5. Reconciling media framing with statistical practice: revisions and seasonality matter
Monthly trade numbers are revised frequently and are seasonally adjusted, producing headline swings. Journalists citing a static number like $29.7 billion often rely on initial releases or trade reports without reflecting revisions or seasonal context [1]. Statistical practice requires checking successive releases; a one‑month spike could reverse, or revisions could change the bilateral figure materially. Analysts and policymakers therefore treat short‑run monthly points as signals, not definitive trends, and cross‑check with multi‑month averages and product‑level flows from official tables [2].
6. Competing narratives: policy advocacy and commercial reporting motives
Coverage linking high monthly imports from China to calls for tariffs emphasizes political and policy agendas—tariff proponents use rising bilateral numbers as justification, while business and market reports stress China’s export resilience to argue tariffs are ineffective or costly [1] [3]. Recognize potential agendas: outlets framing imports as a crisis may underplay product composition and supply‑chain constraints; those emphasizing China’s global surplus may downplay bilateral nuances. The factual remedy is to consult the country‑specific time series rather than rely solely on interpretive headlines [1] [3].

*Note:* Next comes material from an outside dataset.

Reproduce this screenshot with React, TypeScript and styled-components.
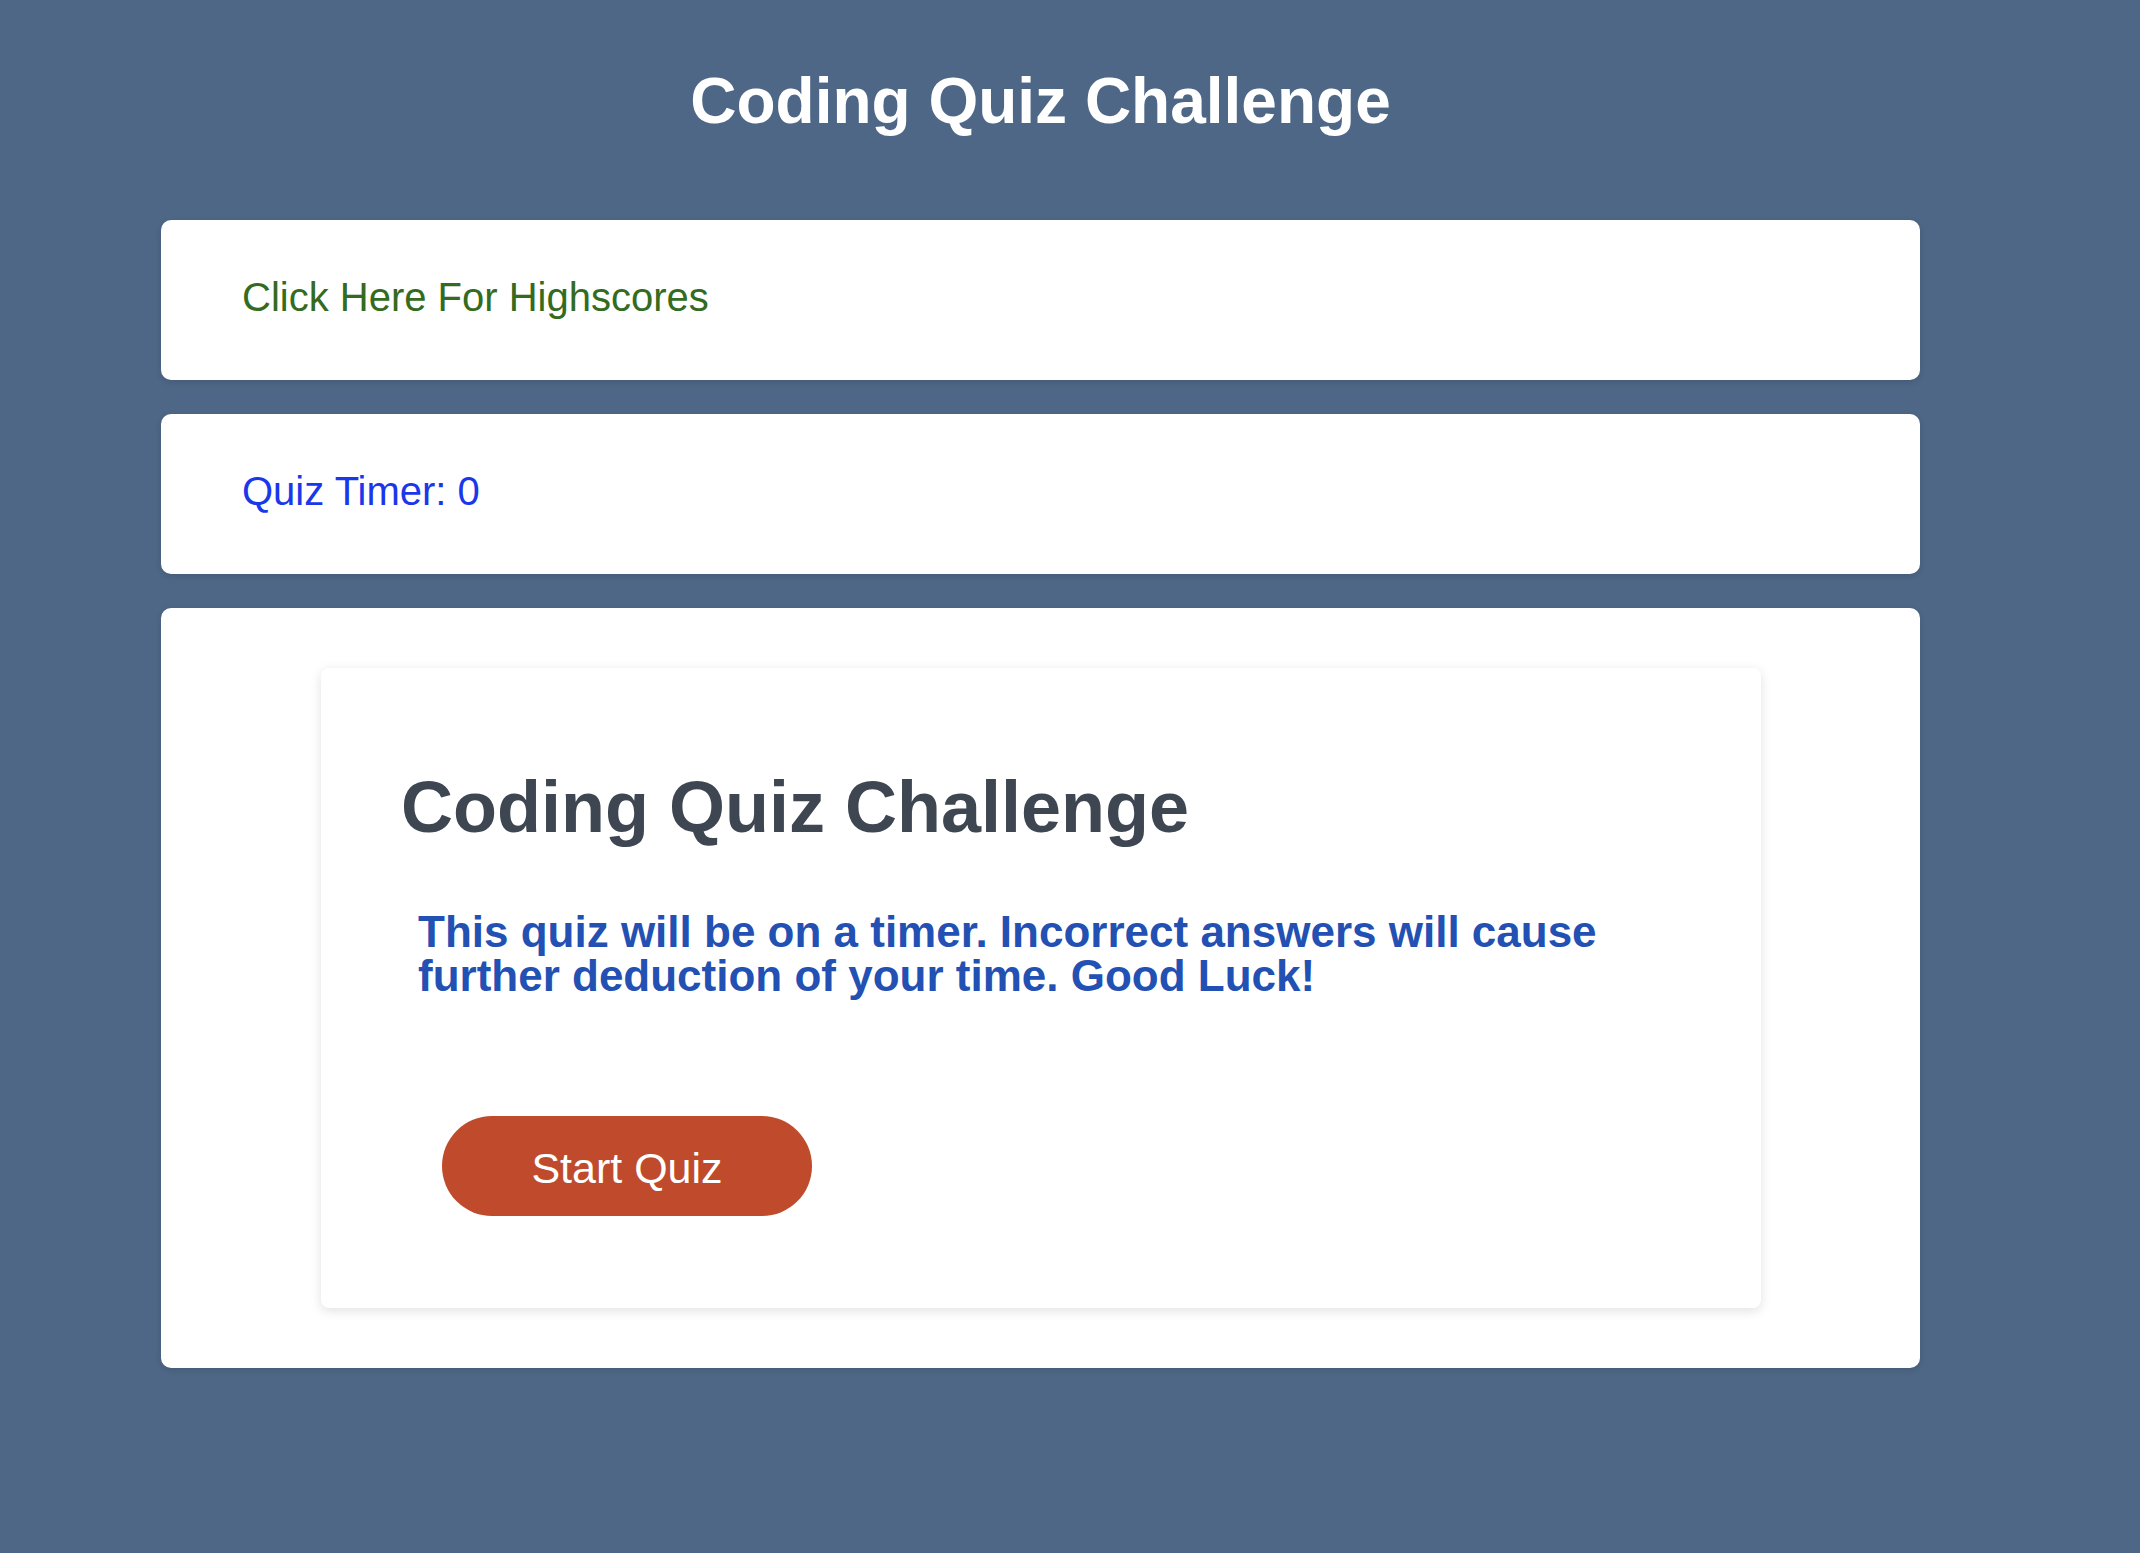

7. Bottom line and verification steps for readers and analysts
The credible empirical route is to pull the monthly bilateral imports from China directly from the Census Bureau or BEA detailed tables referenced in advance reports, compare the latest release date and revisions, and examine product‑level breakdowns to see what drives the dollar flows [2] [4]. Until that bilateral table is cited explicitly, treat the $29.7 billion citation as a plausible but provisional figure tied to early‑2025 assessments; use official series for policy or investment decisions, and cross‑check with multiple outlets to detect framing differences and potential biases [1].